German chemicals giant Bayer is facing higher legal charges for cancer claims relating to its weedkiller Roundup and US$10.82bn for impairments on agriculture businesses, much of it related to its 2018 Monsanto acquisition, Reuters reported on 3 November.

The company said the write-downs, driven by weaker demand from farmers due to low biofuel prices, plus an increase of about US$750M in the costs of settlement terms with US plaintiffs over Roundup, had resulted in a loss before interest and tax of €9.4bn (US$11bn) in the third quarter.

Bayer is facing lawsuits over its glyphosate-based Roundup herbicide following its 2018 takeover of Monsanto for about US$63bn.

“The impact of the (coronavirus) pandemic is placing additional strain on our Crop Science Division. We are also facing negative currency effects,” Bayer chief financial officer Wolfgang Nickl was quoted as saying.

A massive depreciation of the Brazilian real was weighing heavily on business, he was reported to have said.

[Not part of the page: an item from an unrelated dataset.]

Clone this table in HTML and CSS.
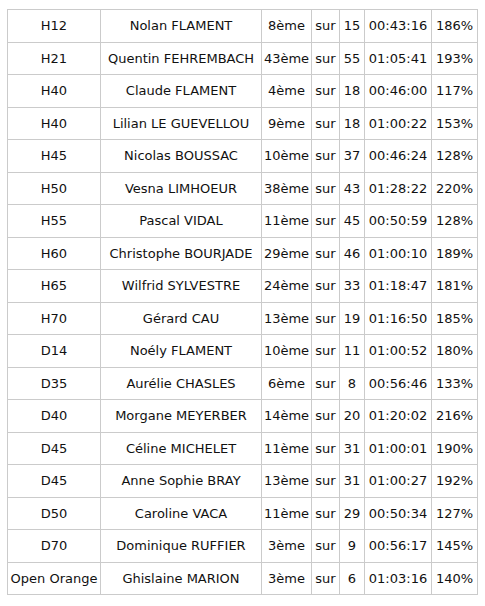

Bayer said it was unable to say what part of the impairment was due to legacy Monsanto businesses, saying only that two-thirds of the write-downs were due to currency and interest rate effects.

On 30 September, the company had predicted impairment charges would be in the mid to high-single-digit billions euros range on agricultural assets and had warned of a slight decline in 2021 core earnings per share, Reuters said.

Bayer had agreed a US$11bn Roundup outline agreement with US plaintiffs’ lawyers in June. However, a judge had taken issue with a side arrangement on future cases that might yet be lodged, known as a class plan.

On 3 November, the company said addressing those concerns would prove to be about US$750M more costly.

Bayer said it was ‘far enough along in the negotiations to know that the new plan will come in at approximately US$2bn, an increase over the original cost of US$1.25bn.’

“This situation confirms our belief that Crop Science is a business with low visibility,” Jean-Jacques Le Fur, an analyst at brokerage Bryan Garnier, was quoted by Reuters as saying.

The charges had more than offset combined gains during the quarter from the sale of Bayer’s Animal Health business to Elanco and the divestment of a stake in industrial park operator Currenta of €5bn (US$5.9bn).

That had resulted in a net loss of €2.7bn (US$3.1bn) compared with an average analyst projection of €1bn (US$1.2bn) in net income.

Bayer said that 88,500 of the 125,000 glyphosate claims in the class settlement had been agreed in principle and that it was hoping to make considerable progress over the next few months.